Using alias from spark SQL


Hello, I'm using spark SQL in order to extract data from elastic into csv files.

used software versions :

  • elastic 5.5.2
  • spark SQL 2.1.1
  • elasticsearch-spark-20_2.11 5.5.2
  • scala 2.11.8

I query elastic using alias.
When the alias is updated (remove and add new indices) during spark job processing, this last one fails.

Does it possible to preserve the same index from the beginning to end of the spark job execution (atomic process) ?

My workaround is searching the indices associated to the alias at the beginning of the spark job and initialize the dataframe with these indices.
Does it exist a better solution ?

Thanks !

(James Baiera) #2

At the start of the job the connector should discover the active search shards for an alias, each of which should contain the underlying index name that they belong to. After this index name is pulled, we apply any alias metadata to the scroll request for that shard when the read task is started. While the scroll request should continue to operate against the index name only, the rest of the job will continue to make calls to Elasticsearch via the provided alias.
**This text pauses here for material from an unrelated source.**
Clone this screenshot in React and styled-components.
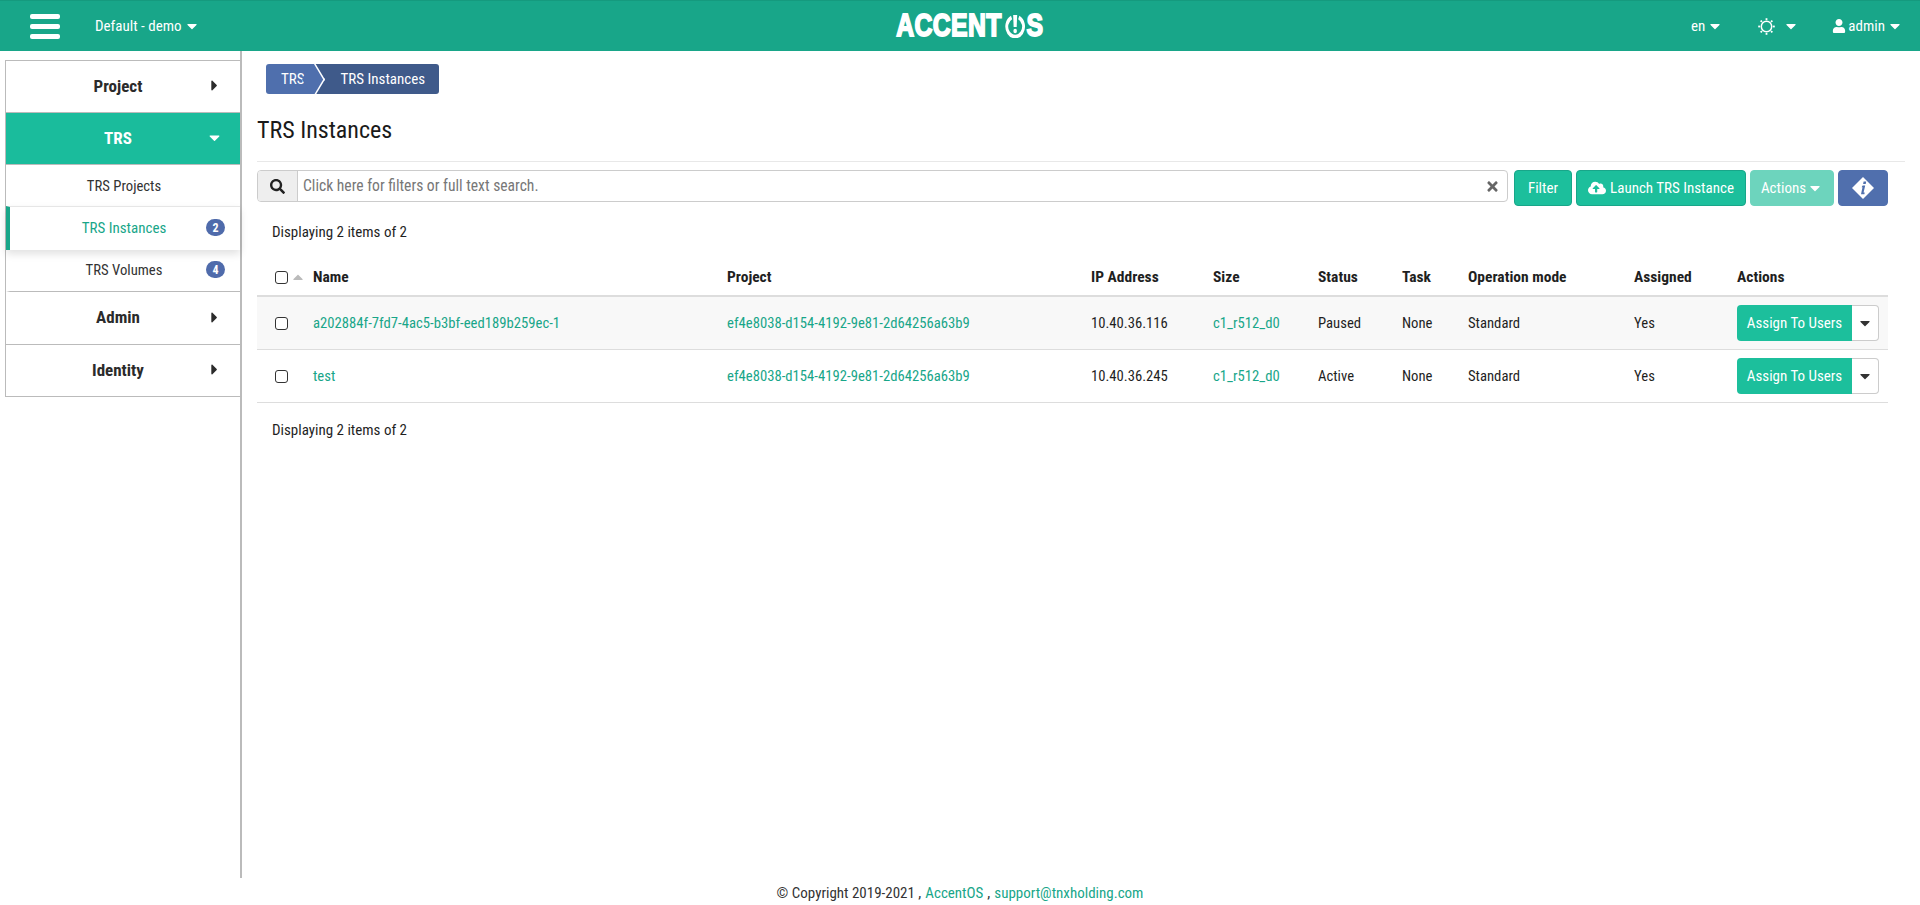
import React from "react";
import styled, { createGlobalStyle } from "styled-components";
import { FaSearch, FaTimes, FaCloudUploadAlt, FaUser, FaCaretRight, FaCaretDown, FaCaretUp } from "react-icons/fa";

const GlobalStyle = createGlobalStyle`
  html, body {
    margin: 0;
    padding: 0;
    height: 100%;
    background: #fff;
  }
  body {
    font-family: "Liberation Sans Narrow", "Roboto Condensed", "Liberation Sans", sans-serif;
    font-size: 14px;
    color: #1f1f1f;
  }
  * {
    box-sizing: border-box;
  }
`;

const Page = styled.div`
  width: 100%;
  height: 905px;
  display: flex;
  flex-direction: column;
  overflow: hidden;
`;

const Header = styled.header`
  height: 51px;
  flex: none;
  background: #18a689;
  border-top: 1px solid #159a7e;
  color: #fff;
  display: grid;
  grid-template-columns: 1fr auto 1fr;
  align-items: center;
  padding: 0 17px 0 30px;
`;

const HeaderLeft = styled.div`
  display: flex;
  align-items: center;
  gap: 35px;
`;

const HeaderRight = styled.div`
  display: flex;
  align-items: center;
  justify-content: flex-end;
  font-size: 15px;
`;

const Burger = styled.div`
  width: 30px;
  display: flex;
  flex-direction: column;
  gap: 5px;
  span {
    height: 5px;
    border-radius: 2px;
    background: #fff;
  }
`;

const Caret = styled(FaCaretDown)`
  font-size: ${(p) => p.$size || 16}px;
  color: ${(p) => p.$color || "inherit"};
  flex: none;
`;

const HeaderItem = styled.div`
  display: flex;
  align-items: center;
  gap: ${(p) => p.$gap || 2}px;
  font-size: 15px;
  margin-left: ${(p) => p.$left || 0}px;
`;

const Logo = styled.div`
  display: flex;
  align-items: center;
  margin-left: 7px;
  font-family: "Liberation Sans", sans-serif;
  font-weight: 700;
  font-size: 31px;
  letter-spacing: 0.4px;
  color: #fff;
  -webkit-text-stroke: 1.8px #fff;
  transform: scaleX(0.8);
  svg {
    margin: 0 1px 0 3px;
  }
`;

const Body = styled.div`
  flex: none;
  height: 827px;
  display: flex;
`;

const Sidebar = styled.aside`
  width: 242px;
  flex: none;
  border-right: 2px solid #bbb;
  padding: 9px 0 0 5px;
`;

const Nav = styled.nav`
  border: 1px solid #bbb;
  border-right: none;
`;

const NavGroup = styled.div`
  height: ${(p) => p.$h || 52}px;
  display: flex;
  align-items: center;
  justify-content: center;
  position: relative;
  font-size: 17px;
  font-weight: 700;
  color: ${(p) => (p.$active ? "#fff" : "#2b2b2b")};
  background: ${(p) => (p.$active ? "#1abc9c" : "#fff")};
  border-bottom: 1px solid #bbb;
  padding: 0 10px 2px 0;
  &:last-child {
    border-bottom: none;
    height: 51px;
  }
  svg {
    position: absolute;
    right: 17px;
    font-size: 17px;
  }
`;

const NavItem = styled.div`
  height: ${(p) => p.$h}px;
  display: flex;
  align-items: center;
  justify-content: center;
  position: relative;
  font-size: ${(p) => (p.$active ? 15 : 14.7)}px;
  padding: 0 2px ${(p) => (p.$active || p.$last ? 2 : 0)}px 0;
  color: ${(p) => (p.$active ? "#18a689" : "#333")};
  border-left: 4px solid ${(p) => (p.$active ? "#18a689" : "transparent")};
  box-shadow: ${(p) => (p.$active ? "0 4px 8px rgba(0,0,0,0.12)" : "none")};
  border-top: ${(p) => (p.$active ? "1px solid #e6e6e6" : "none")};
  border-bottom: ${(p) => (p.$last ? "1px solid #bbb" : "none")};
`;

const Badge = styled.span`
  position: absolute;
  right: 15px;
  width: 19px;
  height: 17px;
  border-radius: 9px;
  background: #4f6bab;
  color: #fff;
  font-size: 12px;
  font-weight: 700;
  display: flex;
  align-items: center;
  justify-content: center;
`;

const Main = styled.main`
  flex: 1;
  min-width: 0;
  padding: 0 15px;
`;

const Crumbs = styled.div`
  display: inline-flex;
  margin: 13px 0 0 9px;
  height: 30px;
  color: #fff;
  font-size: 15px;
  border-radius: 3px;
  overflow: hidden;
`;

const Crumb = styled.div`
  display: flex;
  align-items: center;
  background: ${(p) => (p.$current ? "#3f5a8a" : "#4f6fad")};
  padding: ${(p) => (p.$current ? "0 14px 0 25px" : "0 11px 0 15px")};
  position: relative;
  &::after {
    content: "";
    display: ${(p) => (p.$current ? "none" : "block")};
    position: absolute;
    right: -11px;
    top: 2px;
    width: 25px;
    height: 25px;
    background: #4f6fad;
    border-top: 2px solid #fff;
    border-right: 2px solid #fff;
    transform: scaleX(0.6) rotate(45deg);
    z-index: 1;
  }
`;

const Title = styled.h1`
  margin: 19px 0 0;
  font-size: 24px;
  line-height: 34px;
  font-weight: 400;
  color: #1a1a1a;
  padding-bottom: 14px;
  border-bottom: 1px solid #e8e8e8;
`;

const Inner = styled.div`
  padding-right: 17px;
`;

const Toolbar = styled.div`
  display: flex;
  gap: 4px;
  margin-top: 8px;
  align-items: flex-start;
`;

const SearchBox = styled.div`
  flex: 1;
  height: 32px;
  display: flex;
  border: 1px solid #ccc;
  border-radius: 4px;
  margin-right: 2px;
  overflow: hidden;
  align-items: center;
`;

const SearchAddon = styled.div`
  width: 40px;
  height: 100%;
  background: #eee;
  border-right: 1px solid #ccc;
  display: flex;
  align-items: center;
  justify-content: center;
  color: #222;
  font-size: 15px;
`;

const SearchText = styled.div`
  flex: 1;
  padding-left: 5px;
  color: #777;
  font-size: 15.6px;
`;

const ClearIcon = styled(FaTimes)`
  color: #666;
  font-size: 15px;
  margin-right: 7px;
`;

const Btn = styled.button`
  height: 36px;
  font-family: inherit;
  font-size: 15px;
  color: #fff;
  background: ${(p) => p.$bg || "#1cbf9c"};
  border: 1px solid ${(p) => p.$border || "#18a689"};
  border-radius: 4px;
  display: flex;
  align-items: center;
  justify-content: center;
  gap: ${(p) => p.$gap || 4}px;
  width: ${(p) => p.$w}px;
  padding: 0;
  flex: none;
`;

const CountLine = styled.div`
  font-size: 15px;
  padding-left: 15px;
  margin-top: ${(p) => p.$top}px;
  line-height: 20px;
`;

const cols = "56px 414px 364px 122px 105px 84px 66px 166px 103px 1fr";

const Row = styled.div`
  display: grid;
  grid-template-columns: ${cols};
  align-items: ${(p) => (p.$head ? "end" : "center")};
  height: ${(p) => p.$h}px;
  font-size: ${(p) => (p.$head ? 15.5 : 14.7)}px;
  background: ${(p) => (p.$shaded ? "#f8f8f8" : "transparent")};
  border-bottom: ${(p) => (p.$head ? "2px solid #ddd" : "1px solid #ddd")};
  font-weight: ${(p) => (p.$head ? 700 : 400)};
  padding-bottom: ${(p) => (p.$head ? 9 : 0)}px;
`;

const CheckCell = styled.div`
  display: flex;
  align-items: center;
  padding: 0 0 ${(p) => (p.$head ? 1 : 0)}px 18px;
  gap: 2px;
  color: #bbb;
`;

const Check = styled.input.attrs({ type: "checkbox" })`
  appearance: none;
  width: 13px;
  height: 13px;
  margin: 0;
  border: 1.5px solid #333;
  border-radius: 3px;
  background: #fff;
`;

const Link = styled.a`
  color: #18a689;
  text-decoration: none;
`;

const SplitBtn = styled.div`
  display: flex;
  height: 36px;
  width: 142px;
`;

const AssignBtn = styled.button`
  flex: 1;
  font-family: inherit;
  font-size: 15px;
  color: #fff;
  background: #1cbf9c;
  border: none;
  border-radius: 4px 0 0 4px;
  padding: 0;
`;

const CaretBtn = styled.button`
  width: 27px;
  background: #fff;
  border: 1px solid #ccc;
  border-left: none;
  border-radius: 0 4px 4px 0;
  display: flex;
  align-items: center;
  justify-content: center;
  color: #333;
  padding: 0;
`;

const Footer = styled.footer`
  flex: 1;
  display: flex;
  align-items: center;
  justify-content: center;
  gap: 4px;
  font-size: 15px;
  color: #333;
  padding-top: 3px;
`;

function LogoMark() {
  return (
    <svg width="27" height="24" viewBox="0 0 27 24" preserveAspectRatio="none">
      <path d="M9 3.5a10.5 10 0 1 0 9 0" fill="none" stroke="#fff" strokeWidth="3.6" />
      <path d="M11 1h5l-.6 12h-3.8z" fill="#fff" />
      <circle cx="13.5" cy="17" r="2.2" fill="#fff" />
    </svg>
  );
}

function InfoMark() {
  return (
    <svg width="24" height="24" viewBox="0 0 24 24">
      <polygon points="12,1 23,12 12,23 1,12" fill="#fff" />
      <path d="M12.6 5.6h2.6l-.5 2.4h-2.6zM11.6 9.6h2.6l-1.6 7h1.1l-.3 1.6h-3.4l1.5-7h-.9z" fill="#4f6fad" />
    </svg>
  );
}

function SunMark() {
  const rays = [0, 45, 90, 135, 180, 225, 270, 315];
  return (
    <svg width="17" height="17" viewBox="0 0 17 17">
      <circle cx="8.5" cy="8.5" r="5.2" fill="none" stroke="#fff" strokeWidth="1.5" />
      {rays.map((deg) => (
        <rect key={deg} x="7.6" y="0.2" width="1.8" height="1.9" fill="#fff" transform={`rotate(${deg} 8.5 8.5)`} />
      ))}
    </svg>
  );
}

const instances = [
  { name: "a202884f-7fd7-4ac5-b3bf-eed189b259ec-1", ip: "10.40.36.116", status: "Paused", shaded: true },
  { name: "test", ip: "10.40.36.245", status: "Active" },
];

export default function App() {
  return (
    <Page>
      <GlobalStyle />
      <Header>
        <HeaderLeft>
          <Burger><span /><span /><span /></Burger>
          <HeaderItem>Default - demo <Caret /></HeaderItem>
        </HeaderLeft>
        <Logo>ACCENT<LogoMark />S</Logo>
        <HeaderRight>
          <HeaderItem>en <Caret /></HeaderItem>
          <HeaderItem $left={35} $gap={8}><SunMark /> <Caret /></HeaderItem>
          <HeaderItem $left={33} $gap={2}><FaUser size={14} /> admin <Caret /></HeaderItem>
        </HeaderRight>
      </Header>
      <Body>
        <Sidebar>
          <Nav>
            <NavGroup>Project <FaCaretRight /></NavGroup>
            <NavGroup $active>TRS <FaCaretDown /></NavGroup>
            <NavItem $h={41}>TRS Projects</NavItem>
            <NavItem $h={44} $active>TRS Instances <Badge>2</Badge></NavItem>
            <NavItem $h={42} $last>TRS Volumes <Badge>4</Badge></NavItem>
            <NavGroup $h={53}>Admin <FaCaretRight /></NavGroup>
            <NavGroup>Identity <FaCaretRight /></NavGroup>
          </Nav>
        </Sidebar>
        <Main>
          <Crumbs>
            <Crumb>TRS</Crumb>
            <Crumb $current>TRS Instances</Crumb>
          </Crumbs>
          <Title>TRS Instances</Title>
          <Inner>
            <Toolbar>
              <SearchBox>
                <SearchAddon><FaSearch /></SearchAddon>
                <SearchText>Click here for filters or full text search.</SearchText>
                <ClearIcon />
              </SearchBox>
              <Btn $w={58}>Filter</Btn>
              <Btn $w={170}><FaCloudUploadAlt size={18} /> Launch TRS Instance</Btn>
              <Btn $w={84} $gap={1} $bg="#6dd4bd" $border="#6dd4bd">Actions <Caret /></Btn>
              <Btn $w={50} $bg="#506fad" $border="#506fad"><InfoMark /></Btn>
            </Toolbar>
            <CountLine $top={16}>Displaying 2 items of 2</CountLine>
            <Row $head $h={55}>
              <CheckCell $head><Check /><FaCaretUp size={16} /></CheckCell>
              <div>Name</div>
              <div>Project</div>
              <div>IP Address</div>
              <div>Size</div>
              <div>Status</div>
              <div>Task</div>
              <div>Operation mode</div>
              <div>Assigned</div>
              <div>Actions</div>
            </Row>
            {instances.map((item) => (
              <Row key={item.name} $h={53} $shaded={item.shaded}>
                <CheckCell><Check /></CheckCell>
                <div><Link>{item.name}</Link></div>
                <div><Link>ef4e8038-d154-4192-9e81-2d64256a63b9</Link></div>
                <div>{item.ip}</div>
                <div><Link>c1_r512_d0</Link></div>
                <div>{item.status}</div>
                <div>None</div>
                <div>Standard</div>
                <div>Yes</div>
                <SplitBtn>
                  <AssignBtn>Assign To Users</AssignBtn>
                  <CaretBtn><Caret /></CaretBtn>
                </SplitBtn>
              </Row>
            ))}
            <CountLine $top={17}>Displaying 2 items of 2</CountLine>
          </Inner>
        </Main>
      </Body>
      <Footer>
        © Copyright 2019-2021 , <Link>AccentOS</Link> , <Link>support@tnxholding.com</Link>
      </Footer>
    </Page>
  );
}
This sort of situation is tough to manage since aliases provide quite a bit of functionality that would otherwise be transparent to the client, so we try and take advantage of the given alias as much as possible. That said, if you can provide some steps for reproducing this issue, we can look into improving how the connector handles aliases.



my steps are

  • t0 : first call to elastic via alias (here index-0 is used)
  • t1 : alias update from index-0 to index-1
  • t2 : second call to elastic via alias (here index-1 is used) ==> it failed

In my case, data in elastic is schemaless. So, in case an attribute is not present after the alias updated then the second query to elastic failed.

My workaround has been successfully validated. In that case the steps become :

  • init: get the indices associated to the alias (get index-0)
  • t0 : first call to elastic via index-0
  • t1 : alias update from index-0 to index-1
  • t2 : second call to elastic via index-0 ==> it succeeded


(James Baiera) #4

Could you open an issue on Github with this reproduction information? Thanks!

(system) #5

This topic was automatically closed 28 days after the last reply. New replies are no longer allowed.